In the case of Ashanti Goldfields Zimbabwe Limited t/a Freda Rebecca Mine v Shingirai Matimura & Ors HH54-11, GOWORA J…, declined to grant a summary judgment wherein the applicant had sought the eviction of the respondents; whilst the respondents had advanced a similar argument like in the instant case. Indeed, the Memorandum of Agreement dated 7 December 2003 and the Lease Agreement, similar to one dated 12 December 2003, were some of the documents in issue in that case.
Lastly, in the case of Govha v Ashanti Goldfields Zimbabwe t/a Freda Rebecca Mine & Anor HH48-12, and, in Ashanti Goldfields Zimbabwe Limited t/a Freda Rebecca Mine v Ephraim Pfidze HH347-12 MATHONSI J, in both cases, faced with facts almost on all fours with the present case, declined to grant a summary judgement in both cases for the eviction of the respondents (employees).
It is clear from the facts of this case that the respondent has raised a good prima facie defence to the action for eviction.
The Memorandum of Agreement, dated 1 December 2003, which I have alluded to in my introductory remarks, shows, that, the respondent was one of the sitting tenants who were eligible to purchase the house in issue.
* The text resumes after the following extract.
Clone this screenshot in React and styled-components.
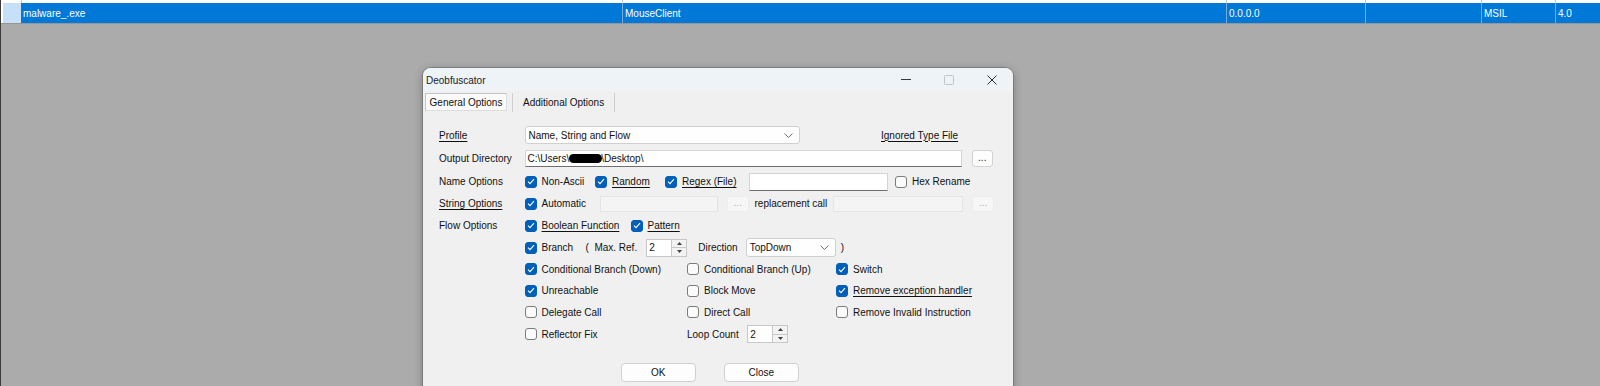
import React from "react";
import styled, { createGlobalStyle } from "styled-components";

const Global = createGlobalStyle`
  html, body {
    margin: 0;
    padding: 0;
  }
  body {
    width: 1600px;
    height: 386px;
    overflow: hidden;
    background: #ababab;
    font-family: "Liberation Sans", Arial, sans-serif;
    font-size: 10px;
    color: #111;
  }
`;

const Desktop = styled.div`
  width: 1600px;
  height: 386px;
  box-sizing: border-box;
  border-left: 1px solid #3a3a3a;
  background: #ababab;
  overflow: hidden;
`;

/* ---------- list view behind the dialog ---------- */

const List = styled.div`
  background: #fff;
  padding-left: 2px;
  border-bottom: 1px solid #969696;
`;

const ListRow = styled.div`
  display: grid;
  grid-template-columns: 18px 601px 604px 139px 116px 74px 1fr;
  height: ${(p) => p.$h}px;
  background: ${(p) => (p.$selected ? "#0078d7" : "#fff")};
  color: #fff;
`;

const Cell = styled.div`
  display: flex;
  align-items: center;
  padding-left: 2px;
  border-left: ${(p) => (p.$first ? "none" : `1px solid ${p.$line}`)};
  background: ${(p) => p.$bg || "transparent"};
  white-space: nowrap;
  overflow: hidden;
`;

/* ---------- dialog window ---------- */

const Window = styled.div`
  width: 590px;
  height: 340px;
  margin: 44px 0 0 422px;
  background: #f0f0f0;
  border-radius: 8px 8px 0 0;
  box-shadow: 0 0 0 1px rgba(90, 90, 90, 0.45), 0 2px 10px rgba(0, 0, 0, 0.3);
  overflow: hidden;
`;

const TitleBar = styled.div`
  height: 23px;
  display: flex;
  align-items: center;
  background: #eef3f8;
  padding-left: 3px;
`;

const Title = styled.div`
  flex: 1;
  color: #1b1b1b;
  padding-top: 1px;
`;

const CaptionButton = styled.div`
  width: 43px;
  height: 23px;
  display: flex;
  align-items: center;
  justify-content: center;
`;

const TabStrip = styled.div`
  display: flex;
  align-items: center;
  height: 18px;
  margin-top: 2px;
  padding-left: 2px;
`;

const Tab = styled.div`
  height: 18px;
  box-sizing: border-box;
  display: flex;
  align-items: center;
  justify-content: center;
  white-space: nowrap;
  padding: ${(p) => (p.$active ? "0" : "0 10px")};
  width: ${(p) => (p.$active ? "82px" : "auto")};
  background: ${(p) => (p.$active ? "#fbfbfb" : "transparent")};
  border: ${(p) => (p.$active ? "1px solid #c4c4c4" : "none")};
  border-right-color: #dcdcdc;
  border-bottom-color: #dcdcdc;
`;

const TabSep = styled.div`
  width: 1px;
  height: 19px;
  background: #cfcfcf;
  margin-left: ${(p) => p.$ml || 0}px;
`;

const Body = styled.div`
  padding: 12px 0 0 16px;
`;

const FormRow = styled.div`
  display: grid;
  grid-template-columns: 85.5px 1fr;
  align-items: center;
  height: ${(p) => p.$h}px;
`;

const Label = styled.span`
  white-space: nowrap;
  text-decoration: ${(p) => (p.$u ? "underline" : "none")};
  text-underline-offset: 2px;
  margin-left: ${(p) => p.$ml || 0}px;
`;

const Controls = styled.div`
  display: flex;
  align-items: center;
`;

const Columns = styled.div`
  display: grid;
  grid-template-columns: 162.5px 149px 1fr;
  align-items: center;
`;

const CheckItem = styled.div`
  display: inline-flex;
  align-items: center;
  gap: 5px;
  width: ${(p) => (p.$w ? `${p.$w}px` : "auto")};
  flex-shrink: 0;
  white-space: nowrap;
`;

const Box = styled.span`
  width: 12px;
  height: 12px;
  box-sizing: border-box;
  border-radius: 3px;
  display: inline-flex;
  align-items: center;
  justify-content: center;
  background: ${(p) => (p.$on ? "#005fb8" : "#fbfbfb")};
  border: 1px solid ${(p) => (p.$on ? "#005fb8" : "#7c7c7c")};
`;

const Field = styled.div`
  width: ${(p) => p.$w}px;
  height: ${(p) => p.$h || 17}px;
  margin-left: ${(p) => p.$ml || 0}px;
  margin-right: ${(p) => p.$mr || 0}px;
  box-sizing: border-box;
  display: flex;
  align-items: center;
  padding-left: 2px;
  background: ${(p) => (p.$disabled ? "#f4f4f4" : "#fff")};
  border: 1px solid ${(p) => (p.$disabled ? "#e4e4e4" : "#d4d4d4")};
  border-bottom-color: ${(p) => (p.$disabled ? "#e4e4e4" : "#6f6f6f")};
  white-space: nowrap;
  overflow: hidden;
  flex-shrink: 0;
`;

const Redact = styled.span`
  display: inline-block;
  width: 33px;
  height: 9px;
  border-radius: 5px;
  background: #000;
  margin: 0 -1px 0 0;
`;

const Combo = styled.div`
  width: ${(p) => p.$w}px;
  height: ${(p) => p.$h || 18}px;
  margin-left: ${(p) => p.$ml || 0}px;
  box-sizing: border-box;
  display: flex;
  align-items: center;
  justify-content: space-between;
  padding: 0 6px 0 3px;
  background: #fefefe;
  border: 1px solid #d0d0d0;
  border-radius: 3px;
  flex-shrink: 0;
`;

const DotsButton = styled.div`
  width: 21.5px;
  height: ${(p) => p.$h || 17}px;
  margin-left: ${(p) => p.$ml || 0}px;
  box-sizing: border-box;
  display: flex;
  align-items: flex-end;
  justify-content: center;
  padding-bottom: 3px;
  line-height: 1;
  border-radius: 3px;
  background: ${(p) => (p.$disabled ? "#f7f7f7" : "#fdfdfd")};
  border: 1px solid ${(p) => (p.$disabled ? "#ececec" : "#d2d2d2")};
  color: ${(p) => (p.$disabled ? "#b0b0b0" : "#222")};
  flex-shrink: 0;
`;

const Spin = styled.div`
  width: 41px;
  height: 18px;
  margin-left: ${(p) => p.$ml || 0}px;
  box-sizing: border-box;
  display: flex;
  background: #fff;
  border: 1px solid #c8c8c8;
  flex-shrink: 0;
`;

const SpinValue = styled.div`
  flex: 1;
  display: flex;
  align-items: center;
  padding-left: 2px;
`;

const SpinButtons = styled.div`
  width: 14px;
  display: flex;
  flex-direction: column;
  border-left: 1px solid #c8c8c8;
  background: #f3f3f3;
`;

const SpinPart = styled.div`
  flex: 1;
  display: flex;
  align-items: center;
  justify-content: center;
  border-top: ${(p) => (p.$down ? "1px solid #c8c8c8" : "none")};
`;

const ButtonRow = styled.div`
  display: flex;
  gap: 27.5px;
  margin: 18px 0 0 181.5px;
`;

const PushButton = styled.div`
  width: 75.5px;
  height: 19px;
  box-sizing: border-box;
  display: flex;
  align-items: center;
  justify-content: center;
  background: #fdfdfd;
  border: 1px solid #d0d0d0;
  border-radius: 4px;
`;

/* ---------- small drawings ---------- */

const Check = () => (
  <svg width="8" height="7" viewBox="0 0 8 7">
    <polyline points="1,3.6 3,5.6 7,1.2" fill="none" stroke="#fff" strokeWidth="1.1" />
  </svg>
);

const Chevron = () => (
  <svg width="9" height="5" viewBox="0 0 9 5">
    <polyline points="0.5,0.5 4.5,4.5 8.5,0.5" fill="none" stroke="#707070" strokeWidth="1" />
  </svg>
);

const Tri = ({ up }) => (
  <svg width="5" height="3" viewBox="0 0 5 3">
    <polygon points={up ? "2.5,0 5,3 0,3" : "0,0 5,0 2.5,3"} fill="#404040" />
  </svg>
);

function CheckBox({ on, children, w, u }) {
  return (
    <CheckItem $w={w}>
      <Box $on={on}>{on && <Check />}</Box>
      <Label $u={u}>{children}</Label>
    </CheckItem>
  );
}

function Numeric({ value, ml }) {
  return (
    <Spin $ml={ml}>
      <SpinValue>{value}</SpinValue>
      <SpinButtons>
        <SpinPart>
          <Tri up />
        </SpinPart>
        <SpinPart $down>
          <Tri />
        </SpinPart>
      </SpinButtons>
    </Spin>
  );
}

export default function App() {
  return (
    <Desktop>
      <Global />
      <List>
        <ListRow $h={3}>
          <Cell $first />
          <Cell $line="#c8c8c8" />
          <Cell $line="#c8c8c8" />
          <Cell $line="#c8c8c8" />
          <Cell $line="#c8c8c8" />
          <Cell $line="#c8c8c8" />
          <Cell $line="#c8c8c8" />
        </ListRow>
        <ListRow $h={20} $selected>
          <Cell $first $bg="#c6e0f7" />
          <Cell $first>malware_.exe</Cell>
          <Cell $line="#7aa9d6">MouseClient</Cell>
          <Cell $line="#7aa9d6">0.0.0.0</Cell>
          <Cell $line="#7aa9d6" />
          <Cell $line="#7aa9d6">MSIL</Cell>
          <Cell $line="#7aa9d6">4.0</Cell>
        </ListRow>
      </List>

      <Window>
        <TitleBar>
          <Title>Deobfuscator</Title>
          <CaptionButton>
            <svg width="10" height="1" viewBox="0 0 10 1">
              <rect width="10" height="1" fill="#3a3a3a" />
            </svg>
          </CaptionButton>
          <CaptionButton>
            <svg width="10" height="10" viewBox="0 0 10 10">
              <rect x="0.5" y="0.5" width="9" height="9" rx="1" fill="none" stroke="#c4c4c4" />
            </svg>
          </CaptionButton>
          <CaptionButton>
            <svg width="10" height="10" viewBox="0 0 10 10">
              <path d="M0.5 0.5 L9.5 9.5 M9.5 0.5 L0.5 9.5" stroke="#2a2a2a" strokeWidth="1" />
            </svg>
          </CaptionButton>
        </TitleBar>

        <TabStrip>
          <Tab $active>General Options</Tab>
          <TabSep $ml={5} />
          <Tab>Additional Options</Tab>
          <TabSep />
        </TabStrip>

        <Body>
          <FormRow $h={24}>
            <Label $u>Profile</Label>
            <Controls>
              <Combo $w={275.5}>
                <span>Name, String and Flow</span>
                <Chevron />
              </Combo>
              <Label $u $ml={81}>Ignored Type File</Label>
            </Controls>
          </FormRow>

          <FormRow $h={23}>
            <Label>Output Directory</Label>
            <Controls>
              <Field $w={437.5}>
                C:\Users\<Redact />\Desktop\
              </Field>
              <DotsButton $ml={9.5}>...</DotsButton>
            </Controls>
          </FormRow>

          <FormRow $h={23}>
            <Label>Name Options</Label>
            <Controls>
              <CheckBox on w={70.5}>Non-Ascii</CheckBox>
              <CheckBox on u w={70}>Random</CheckBox>
              <CheckBox on u w={84}>Regex (File)</CheckBox>
              <Field $w={139} $h={18} $mr={7} />
              <CheckBox>Hex Rename</CheckBox>
            </Controls>
          </FormRow>

          <FormRow $h={21}>
            <Label $u>String Options</Label>
            <Controls>
              <CheckBox on w={75}>Automatic</CheckBox>
              <Field $w={118.5} $h={16} $disabled />
              <DotsButton $ml={9} $h={16} $disabled>...</DotsButton>
              <Label $ml={6}>replacement call</Label>
              <Field $w={130} $h={16} $ml={6} $disabled />
              <DotsButton $ml={9} $h={16} $disabled>...</DotsButton>
            </Controls>
          </FormRow>

          <FormRow $h={23}>
            <Label>Flow Options</Label>
            <Controls>
              <CheckBox on u w={106}>Boolean Function</CheckBox>
              <CheckBox on u>Pattern</CheckBox>
            </Controls>
          </FormRow>

          <FormRow $h={21}>
            <span />
            <Controls>
              <CheckBox on w={61}>Branch</CheckBox>
              <Label>(&nbsp; Max. Ref.</Label>
              <Numeric value="2" ml={9} />
              <Label $ml={11}>Direction</Label>
              <Combo $w={90} $h={19} $ml={8}>
                <span>TopDown</span>
                <Chevron />
              </Combo>
              <Label $ml={5}>)</Label>
            </Controls>
          </FormRow>

          <FormRow $h={22}>
            <span />
            <Columns>
              <CheckBox on>Conditional Branch (Down)</CheckBox>
              <CheckBox>Conditional Branch (Up)</CheckBox>
              <CheckBox on>Switch</CheckBox>
            </Columns>
          </FormRow>

          <FormRow $h={21}>
            <span />
            <Columns>
              <CheckBox on>Unreachable</CheckBox>
              <CheckBox>Block Move</CheckBox>
              <CheckBox on u>Remove exception handler</CheckBox>
            </Columns>
          </FormRow>

          <FormRow $h={22}>
            <span />
            <Columns>
              <CheckBox>Delegate Call</CheckBox>
              <CheckBox>Direct Call</CheckBox>
              <CheckBox>Remove Invalid Instruction</CheckBox>
            </Columns>
          </FormRow>

          <FormRow $h={22}>
            <span />
            <Columns>
              <CheckBox>Reflector Fix</CheckBox>
              <Controls>
                <Label>Loop Count</Label>
                <Numeric value="2" ml={8.5} />
              </Controls>
              <span />
            </Columns>
          </FormRow>

          <ButtonRow>
            <PushButton>OK</PushButton>
            <PushButton>Close</PushButton>
          </ButtonRow>
        </Body>
      </Window>
    </Desktop>
  );
}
The respondent contends, that, he acted in terms of the Memorandum, dated 2 December 2013, which invited all employees who were sitting tenants to exercise the offer to purchase the houses as at 29 February 2004.
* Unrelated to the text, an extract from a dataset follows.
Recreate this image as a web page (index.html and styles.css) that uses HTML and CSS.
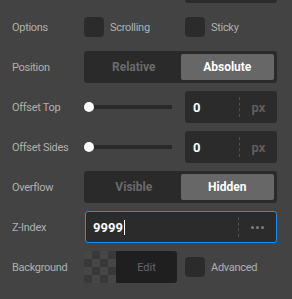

In fact, the respondent argues, that, he proceeded, in exercising this option, to enter into a lease agreement, dated 12 December 2003, which he described as the vehicle with which the employees were to purchase the houses, as they all started to pay what was called “rent to buy”.
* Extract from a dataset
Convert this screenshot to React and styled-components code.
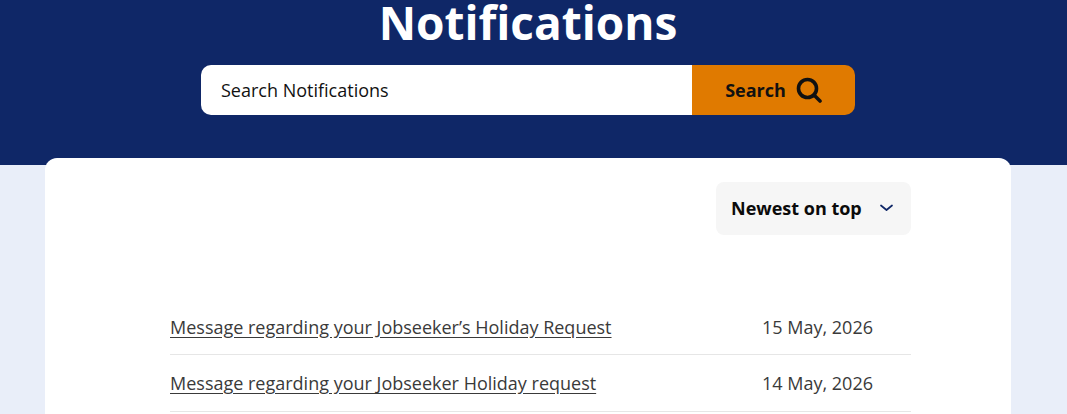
import React from "react";
import styled, { createGlobalStyle } from "styled-components";

const GlobalStyle = createGlobalStyle`
  html, body {
    margin: 0;
    padding: 0;
    height: 414px;
    overflow: hidden;
    background: #e9eef9;
    font-family: "Open Sans", "Liberation Sans", sans-serif;
  }
`;

const Hero = styled.header`
  height: 165px;
  padding-right: 11px;
  background: #0f2767;
  display: flex;
  flex-direction: column;
  align-items: center;
`;

const Title = styled.h1`
  margin: -8px 0 0;
  height: 73px;
  line-height: 60px;
  font-size: 46px;
  font-weight: 700;
  color: #fff;
`;

const SearchForm = styled.form`
  display: flex;
  width: 654px;
  height: 50px;
`;

const SearchInput = styled.div`
  flex: 1;
  display: flex;
  align-items: center;
  padding-left: 20px;
  background: #fff;
  border-radius: 10px 0 0 10px;
  font-size: 18px;
  color: #111;
`;

const SearchButton = styled.button`
  width: 163px;
  display: flex;
  align-items: center;
  justify-content: center;
  gap: 10px;
  padding: 0;
  border: 0;
  background: #e07a00;
  border-radius: 0 10px 10px 0;
  font-family: inherit;
  font-size: 18px;
  font-weight: 700;
  color: #111;
`;

const Card = styled.main`
  margin: -7px 56px 0 45px;
  height: 300px;
  padding: 24px 100px 0 125px;
  background: #fff;
  border-radius: 12px 12px 0 0;
`;

const SortRow = styled.div`
  display: flex;
  justify-content: flex-end;
  margin-bottom: 64px;
`;

const SortSelect = styled.div`
  width: 195px;
  height: 53px;
  box-sizing: border-box;
  display: flex;
  align-items: center;
  justify-content: space-between;
  padding: 0 18px 2px 15px;
  background: #f6f6f6;
  border-radius: 8px;
  font-size: 18px;
  font-weight: 700;
  color: #0b0b0b;
`;

const Row = styled.div`
  height: ${(p) => (p.$first ? "55px" : "56px")};
  display: flex;
  align-items: center;
  justify-content: space-between;
  padding-right: 38px;
  border-bottom: 1px solid #e6e6e6;
  font-size: 18px;
  color: #3a3a3a;
`;

const RowLink = styled.a`
  color: inherit;
  text-decoration: underline;
  text-underline-offset: 3px;
`;

const SearchIcon = () => (
  <svg width="26" height="26" viewBox="0 0 26 26" fill="none" stroke="#111" strokeWidth="3.6" strokeLinecap="round">
    <circle cx="11.5" cy="11.5" r="9" />
    <path d="M18 18l6 6" />
  </svg>
);

const ChevronIcon = () => (
  <svg width="13" height="8" viewBox="0 0 13 8" fill="none" stroke="#0f2767" strokeWidth="1.7" strokeLinecap="round" strokeLinejoin="round">
    <path d="M1 1.5l5.5 4.5 5.5-4.5" />
  </svg>
);

const notifications = [
  { title: "Message regarding your Jobseeker’s Holiday Request", date: "15 May, 2026" },
  { title: "Message regarding your Jobseeker Holiday request", date: "14 May, 2026" },
];

const App = () => {
  return (
    <>
      <GlobalStyle />
      <Hero>
        <Title>Notifications</Title>
        <SearchForm>
          <SearchInput>Search Notifications</SearchInput>
          <SearchButton type="button">
            Search
            <SearchIcon />
          </SearchButton>
        </SearchForm>
      </Hero>
      <Card>
        <SortRow>
          <SortSelect>
            Newest on top
            <ChevronIcon />
          </SortSelect>
        </SortRow>
        {notifications.map((n, i) => (
          <Row key={n.date} $first={i === 0}>
            <RowLink href="#">{n.title}</RowLink>
            <span>{n.date}</span>
          </Row>
        ))}
      </Card>
    </>
  );
};

export default App;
Indeed, the respondent attached some of his payslips, for 2004, which show that monthly deductions in various amounts were made as “rent to buy”.
In addition to that, the respondent has included a memorandum from the applicant, addressed to him, acknowledging receipt of $1,100,000 towards the purchase of house, and indicating that outstanding balance as $60,000 only.
As already stated, the respondent was in occupation of this house (as a sitting tenant) for a period in excess of 60 months (Clause 3 of the lease agreement) before he was dismissed from work and the lease agreement purportedly terminated.
Considering all these the factors placed before the court by the respondent, one cannot say, with certainty, at this stage, that the respondent did not exercise the option to purchase the house in issue.
The applicant has not been able to meaningfully explain why, after a period of 60 months, and in view of the proof of monthly deductions and confirmation by the applicant of such payment as part of the purchase price, in March 2004, the applicant is still of the view that the respondent did not purchase the house.
I am satisfied that the respondent has presented an arguable case.
It cannot be said that the defence raised by the respondent is simply raised for purposes of delaying the inevitable. It would therefore be unfair and improper, and this stage, to close the door to the defendant and deny him the opportunity to defend the claim.
On the facts before me, it cannot be said, that, the applicant's case is unanswerable and unassailable.
The parties should be allowed to have their day in court and present evidence on whether the respondent exercised the right to purchase the house in issue and paid the full purchase price.
The claim for eviction, at this stage, is premature.
The application for summary judgment is therefore without merit. In the result, the summary judgement application is dismissed with costs.